Collected data entries:
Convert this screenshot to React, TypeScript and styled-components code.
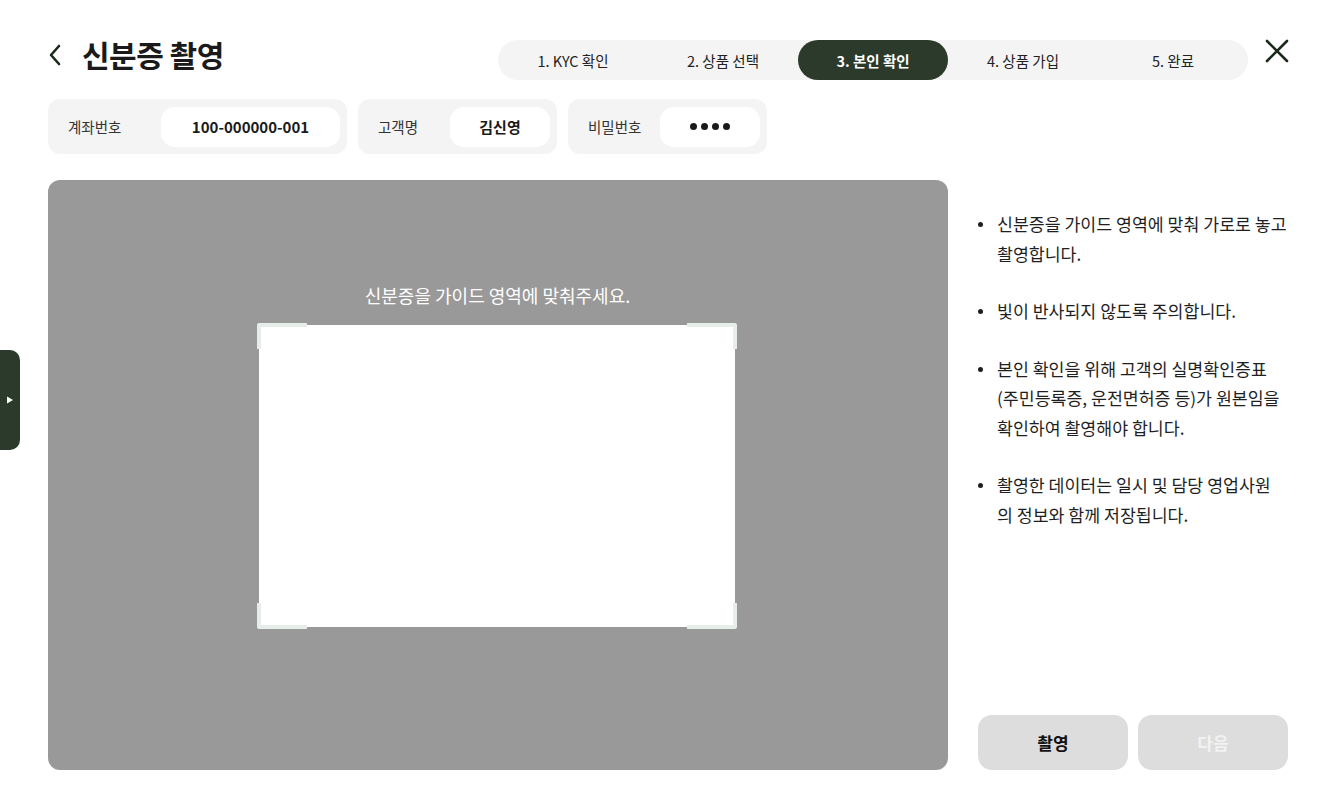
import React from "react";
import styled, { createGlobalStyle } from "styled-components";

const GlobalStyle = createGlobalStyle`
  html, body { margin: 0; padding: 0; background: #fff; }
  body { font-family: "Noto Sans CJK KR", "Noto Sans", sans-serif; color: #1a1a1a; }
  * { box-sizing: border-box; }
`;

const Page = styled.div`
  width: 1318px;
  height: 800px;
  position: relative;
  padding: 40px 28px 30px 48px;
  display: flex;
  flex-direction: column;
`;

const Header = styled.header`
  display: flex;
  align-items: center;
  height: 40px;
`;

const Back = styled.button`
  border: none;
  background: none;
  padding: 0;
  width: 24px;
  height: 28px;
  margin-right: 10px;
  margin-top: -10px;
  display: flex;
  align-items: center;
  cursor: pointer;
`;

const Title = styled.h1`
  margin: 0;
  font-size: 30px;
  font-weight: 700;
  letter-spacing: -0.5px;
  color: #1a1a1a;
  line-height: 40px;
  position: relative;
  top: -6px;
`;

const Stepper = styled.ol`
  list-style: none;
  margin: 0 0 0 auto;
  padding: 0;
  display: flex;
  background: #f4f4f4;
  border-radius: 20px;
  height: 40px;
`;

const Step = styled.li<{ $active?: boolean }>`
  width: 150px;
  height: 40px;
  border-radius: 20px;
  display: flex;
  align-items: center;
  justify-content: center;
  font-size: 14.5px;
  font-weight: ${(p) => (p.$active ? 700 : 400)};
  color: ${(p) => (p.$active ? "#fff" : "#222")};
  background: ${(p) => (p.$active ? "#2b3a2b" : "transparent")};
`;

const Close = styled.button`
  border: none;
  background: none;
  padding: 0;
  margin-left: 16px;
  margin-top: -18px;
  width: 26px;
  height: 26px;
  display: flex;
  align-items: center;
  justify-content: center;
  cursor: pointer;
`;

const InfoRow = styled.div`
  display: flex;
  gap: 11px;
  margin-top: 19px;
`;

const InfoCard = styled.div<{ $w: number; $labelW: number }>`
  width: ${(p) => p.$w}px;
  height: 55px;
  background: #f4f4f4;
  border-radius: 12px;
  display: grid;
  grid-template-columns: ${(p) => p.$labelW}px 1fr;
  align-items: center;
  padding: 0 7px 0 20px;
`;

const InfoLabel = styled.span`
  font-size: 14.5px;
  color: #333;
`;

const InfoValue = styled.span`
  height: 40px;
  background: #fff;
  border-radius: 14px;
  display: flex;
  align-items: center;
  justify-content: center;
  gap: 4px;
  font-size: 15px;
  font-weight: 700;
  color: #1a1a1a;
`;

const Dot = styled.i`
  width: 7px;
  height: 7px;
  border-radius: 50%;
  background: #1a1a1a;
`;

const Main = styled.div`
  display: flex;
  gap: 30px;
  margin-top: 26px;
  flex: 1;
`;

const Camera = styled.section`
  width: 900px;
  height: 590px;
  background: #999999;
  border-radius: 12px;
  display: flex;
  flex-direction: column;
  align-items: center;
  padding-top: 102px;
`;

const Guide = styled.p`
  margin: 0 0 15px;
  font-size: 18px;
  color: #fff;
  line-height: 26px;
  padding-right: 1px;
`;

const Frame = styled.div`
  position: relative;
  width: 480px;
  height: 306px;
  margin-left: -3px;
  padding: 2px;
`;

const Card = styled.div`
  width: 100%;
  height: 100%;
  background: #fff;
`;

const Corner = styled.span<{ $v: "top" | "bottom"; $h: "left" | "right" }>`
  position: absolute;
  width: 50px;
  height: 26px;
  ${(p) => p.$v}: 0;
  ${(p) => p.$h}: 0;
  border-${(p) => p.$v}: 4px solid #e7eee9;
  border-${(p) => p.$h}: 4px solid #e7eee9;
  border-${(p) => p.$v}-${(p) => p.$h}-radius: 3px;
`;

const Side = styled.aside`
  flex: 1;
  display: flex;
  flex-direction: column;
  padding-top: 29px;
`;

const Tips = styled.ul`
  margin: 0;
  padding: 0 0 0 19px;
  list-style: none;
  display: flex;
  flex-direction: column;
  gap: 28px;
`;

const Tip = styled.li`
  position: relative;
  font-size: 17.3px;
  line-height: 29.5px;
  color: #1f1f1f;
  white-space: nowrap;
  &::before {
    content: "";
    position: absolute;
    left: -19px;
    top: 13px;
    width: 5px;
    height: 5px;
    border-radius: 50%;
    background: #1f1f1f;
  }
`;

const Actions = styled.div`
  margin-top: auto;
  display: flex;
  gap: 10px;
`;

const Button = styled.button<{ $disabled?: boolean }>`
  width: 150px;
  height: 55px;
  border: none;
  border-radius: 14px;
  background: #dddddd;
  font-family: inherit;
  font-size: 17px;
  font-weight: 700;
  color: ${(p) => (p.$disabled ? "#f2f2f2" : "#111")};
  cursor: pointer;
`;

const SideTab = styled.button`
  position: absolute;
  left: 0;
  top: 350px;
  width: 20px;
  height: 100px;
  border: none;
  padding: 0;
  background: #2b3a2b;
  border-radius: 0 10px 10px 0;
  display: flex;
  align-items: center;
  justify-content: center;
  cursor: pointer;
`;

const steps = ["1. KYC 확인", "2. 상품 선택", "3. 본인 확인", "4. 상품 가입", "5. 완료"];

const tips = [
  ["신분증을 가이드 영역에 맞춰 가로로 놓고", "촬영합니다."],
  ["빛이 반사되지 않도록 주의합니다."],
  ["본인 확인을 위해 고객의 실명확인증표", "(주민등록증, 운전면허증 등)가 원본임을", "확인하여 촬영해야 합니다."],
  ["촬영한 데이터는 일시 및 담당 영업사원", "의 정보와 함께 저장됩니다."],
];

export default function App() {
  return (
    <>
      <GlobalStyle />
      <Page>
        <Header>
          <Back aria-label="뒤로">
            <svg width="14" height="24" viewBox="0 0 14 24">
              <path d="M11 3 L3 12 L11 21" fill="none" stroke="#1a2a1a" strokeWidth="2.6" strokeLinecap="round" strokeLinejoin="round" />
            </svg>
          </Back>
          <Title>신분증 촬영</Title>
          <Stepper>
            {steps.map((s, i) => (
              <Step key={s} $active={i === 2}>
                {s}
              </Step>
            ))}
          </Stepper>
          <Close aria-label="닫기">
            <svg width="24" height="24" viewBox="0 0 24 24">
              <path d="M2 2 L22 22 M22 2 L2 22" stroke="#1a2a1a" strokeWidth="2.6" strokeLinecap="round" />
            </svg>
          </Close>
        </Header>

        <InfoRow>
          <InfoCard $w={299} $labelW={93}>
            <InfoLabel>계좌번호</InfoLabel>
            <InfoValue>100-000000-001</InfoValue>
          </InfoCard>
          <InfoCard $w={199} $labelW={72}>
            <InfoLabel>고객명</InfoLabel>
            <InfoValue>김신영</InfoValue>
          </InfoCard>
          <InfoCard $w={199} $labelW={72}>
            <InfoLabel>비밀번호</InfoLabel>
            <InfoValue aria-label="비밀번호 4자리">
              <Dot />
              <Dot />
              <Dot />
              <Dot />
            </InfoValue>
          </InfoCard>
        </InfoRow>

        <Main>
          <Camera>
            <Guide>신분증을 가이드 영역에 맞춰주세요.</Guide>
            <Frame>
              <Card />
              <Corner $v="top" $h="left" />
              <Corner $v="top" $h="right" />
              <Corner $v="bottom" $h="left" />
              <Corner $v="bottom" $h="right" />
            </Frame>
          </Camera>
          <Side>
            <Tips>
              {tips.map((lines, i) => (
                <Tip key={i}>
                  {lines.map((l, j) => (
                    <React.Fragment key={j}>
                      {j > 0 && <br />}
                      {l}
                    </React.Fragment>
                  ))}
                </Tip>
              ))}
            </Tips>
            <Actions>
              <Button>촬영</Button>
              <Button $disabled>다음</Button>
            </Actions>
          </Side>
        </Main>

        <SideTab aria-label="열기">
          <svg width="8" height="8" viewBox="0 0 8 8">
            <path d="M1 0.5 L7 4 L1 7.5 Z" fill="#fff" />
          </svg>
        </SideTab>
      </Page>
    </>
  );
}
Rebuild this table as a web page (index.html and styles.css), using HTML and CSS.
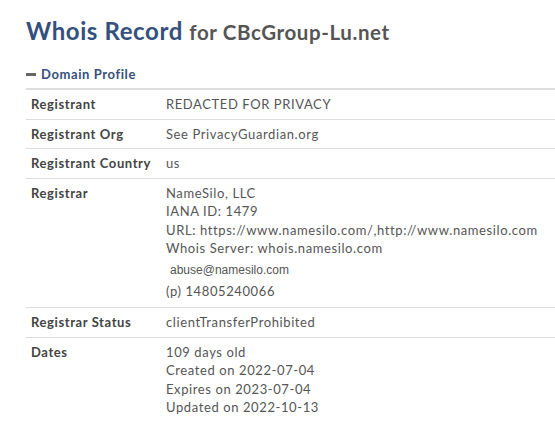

◆ **TO DO**
In the entries above, find every line with the word "html" and list it.

◆ **SOLVED PROBLEM**
  html, body { margin: 0; padding: 0; background: #fff; }
Rebuild this table as a web page (index.html and styles.css), using HTML and CSS.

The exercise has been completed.